Adaya mı partiye mı sorusu üzerinden bir seçim yanıtı aramaya başladık dün.
Aslında seçmen Yozgat sokaklarından gerekli mesajı verdi: “Büyük oranda partiye oy verecek.”
Türkiye gerçeğinde bahsediyoruz Sevgili Yozgatlılar.
Seçmen seçimden çok önce aday üzerinden oyunun rengini kurgular.
O renge göre bir duruş sergiler.
Sonra sandık yaklaştıkça güveneceği, inandığı, iş yapar diyeceği siyasi partinin mührüne vurur damgayı.
Bu durum kime ne getirir?
Birincisi mevcut belediye başkanısınız ve seçmen tercihini öncelikle partiden yana kullanıyor.
Eğer partiniz seçmenin güven duyacağı siyasi parti değilse işte orada işiniz daha da zor!

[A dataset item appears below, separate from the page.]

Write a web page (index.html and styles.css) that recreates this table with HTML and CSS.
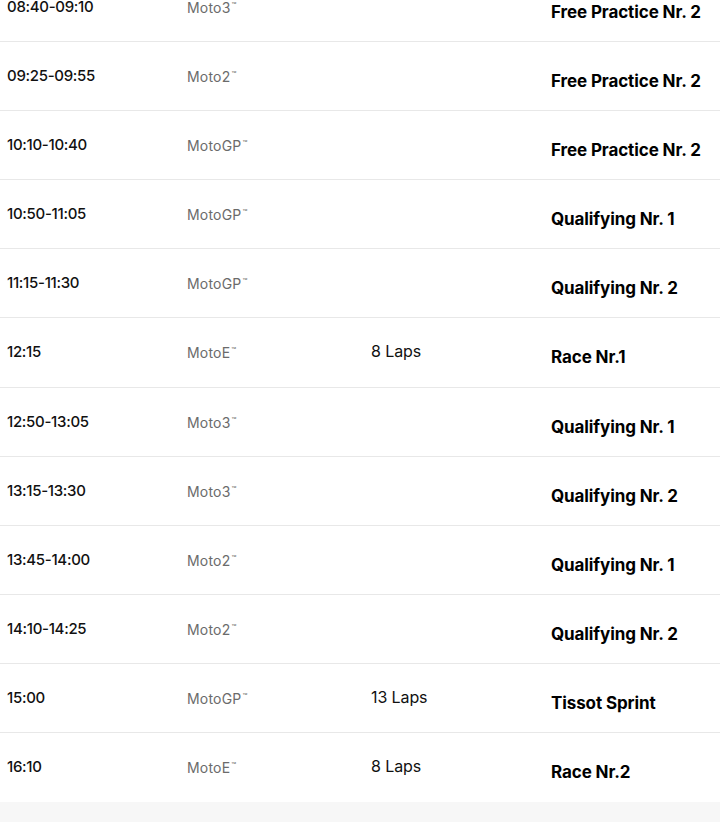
FILE: index.html
```html
<!DOCTYPE html>
<html>
<head>
<meta charset="utf-8">
<link rel="stylesheet" href="styles.css">
</head>
<body>
<div class="schedule">
  <div class="row"><div class="time">08:40-09:10</div><div class="cat">Moto3<span class="tm">™</span></div><div class="laps"></div><div class="title">Free Practice Nr. 2</div></div>
  <div class="row"><div class="time">09:25-09:55</div><div class="cat">Moto2<span class="tm">™</span></div><div class="laps"></div><div class="title">Free Practice Nr. 2</div></div>
  <div class="row"><div class="time">10:10-10:40</div><div class="cat">MotoGP<span class="tm">™</span></div><div class="laps"></div><div class="title">Free Practice Nr. 2</div></div>
  <div class="row"><div class="time">10:50-11:05</div><div class="cat">MotoGP<span class="tm">™</span></div><div class="laps"></div><div class="title">Qualifying Nr. 1</div></div>
  <div class="row"><div class="time">11:15-11:30</div><div class="cat">MotoGP<span class="tm">™</span></div><div class="laps"></div><div class="title">Qualifying Nr. 2</div></div>
  <div class="row"><div class="time">12:15</div><div class="cat">MotoE<span class="tm">™</span></div><div class="laps">8 Laps</div><div class="title">Race Nr.1</div></div>
  <div class="row"><div class="time">12:50-13:05</div><div class="cat">Moto3<span class="tm">™</span></div><div class="laps"></div><div class="title">Qualifying Nr. 1</div></div>
  <div class="row"><div class="time">13:15-13:30</div><div class="cat">Moto3<span class="tm">™</span></div><div class="laps"></div><div class="title">Qualifying Nr. 2</div></div>
  <div class="row"><div class="time">13:45-14:00</div><div class="cat">Moto2<span class="tm">™</span></div><div class="laps"></div><div class="title">Qualifying Nr. 1</div></div>
  <div class="row"><div class="time">14:10-14:25</div><div class="cat">Moto2<span class="tm">™</span></div><div class="laps"></div><div class="title">Qualifying Nr. 2</div></div>
  <div class="row"><div class="time">15:00</div><div class="cat">MotoGP<span class="tm">™</span></div><div class="laps">13 Laps</div><div class="title">Tissot Sprint</div></div>
  <div class="row last"><div class="time">16:10</div><div class="cat">MotoE<span class="tm">™</span></div><div class="laps">8 Laps</div><div class="title">Race Nr.2</div></div>
</div>
<div class="footer"></div>
</body>
</html>
```
FILE: styles.css
```css
html, body {
  margin: 0;
  padding: 0;
  background: #fff;
}
body {
  font-family: "Inter", "Noto Sans", sans-serif;
  color: #000;
  overflow: hidden;
}
.schedule {
  margin-top: -27px;
}
.row {
  display: grid;
  grid-template-columns: 180px 180px 180px 180px;
  height: 68.1px;
  border-bottom: 1px solid #e8e8e8;
}
.row.last {
  border-bottom: none;
  height: 69px;
}
.time {
  padding: 25px 0 0 7px;
  font-size: 15px;
  font-weight: 500;
  letter-spacing: -0.3px;
  color: #111;
  line-height: 18px;
}
.cat {
  padding: 24px 0 0 7px;
  font-size: 14px;
  color: #6b6b6b;
  line-height: 17px;
  letter-spacing: 0.2px;
}
.tm {
  font-size: 8px;
  vertical-align: 5px;
  margin-left: 1px;
}
.laps {
  padding: 23px 0 0 11px;
  font-size: 16px;
  color: #111;
  line-height: 20px;
  letter-spacing: -0.1px;
}
.title {
  padding: 29px 0 0 11px;
  font-size: 17px;
  font-weight: 700;
  line-height: 20px;
  letter-spacing: -0.1px;
}
.footer {
  height: 40px;
  background: #f7f7f7;
}
```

Daha net bir ifade ile seçimden sonra seçmen karşılık bulamayacağını biliyorsa ağzınızla kuş tutun, görev sahanızı hizmetlerle doldurun asla ve kata kazanma şansınız yok oğlu yok!
Bir şartla.
Gönüllere dokunduysanız,
Şaibeli işlere karışmadıysanız,
Garip, guraba, engelli, yaşlılar, gençler dezavantajlı gruplar, hatta sokak hayvanları sizde kendinden bir parça buluyorsa “parti biter kişiler kazanır.”
Tüm bunlara rağmen Yozgat gibi şehirlerde parti unsuru inatçı bir belirleyicidir!
Parti, Yozgat seçmeni nazarında ciddi bir ritüel. Ama böylesine önemli bir ritüelin önüne geçmek imkansız mı, zor belki ama imkansız değil!
Daha önce de ifade ettim,
Tek başına;
- Hizmet etmek: yol, kaldırım, ışıklı caddeler yapmak yetmiyor!
- Gösterişli binalar yapmak: salonlar, kompleksler yetmiyor!
- Aksesuar şehri oluşturmak yetmiyor!
- Çöple, karla, çamurla, mücadele etmek yetmiyor!
- Yardımlarla göz boyamak yetmiyor!
İnsanlar bunları bir lütuf ya da bir belediye başkanının olağan üstü meziyetleri veya işleri olarak görmüyor.
Son dönemde sürekli ve yoğun siyasi sohbetlerimizin birinde karşımdaki:
Biz yaşadığımız ilçede bir çöp konteyneri ya da süslü sokak lambası için mutlu oluyoruz, havalara uçuyoruz. Büyük şehirlerde adamlar olağanüstü işlere imza atarken neden kapımıza konulan çöp konteynırı hizmet olsun. Ya bu duruma sevinelim, kendimizi bunun için şanslı görelim. Bu belediyenin asli görevi değil de nedir” diyor.
Haksız da değil hani!
Seçmen kitlesi de değişti nihayetinde.
İnsanların artık evladının fikrine temas edemediği, etkileyemediği bir dönemde bu tür hizmetlerle göz boyamak, mest edebilmek pekala mümkün ama sandıkta tercih sebebi olarak yetmiyor.
Önümüzdeki süreçte ilçe ilçe hatta beldeler üzerinden bununla ilgili somut değerlendirmeler yapacağız.
Seçmen çantada keklik değil artık.
Seçmen bulutların arasında, seçmen yükseklerde, hatta seçmen size sizden, kimsenin duymaz dediği, duymadığınızı sandığınız o yaptıklarınızdan haberdar olacak kadar yakın.
Ya kafa kumda bir seçim modelini benimseyeceksiniz ya da seçmen sandıkta gerekli yanıtı verecek!
Gönüllere girdiyseniz ne ala ama orada iziniz yoksa işte o vakit zor vakit!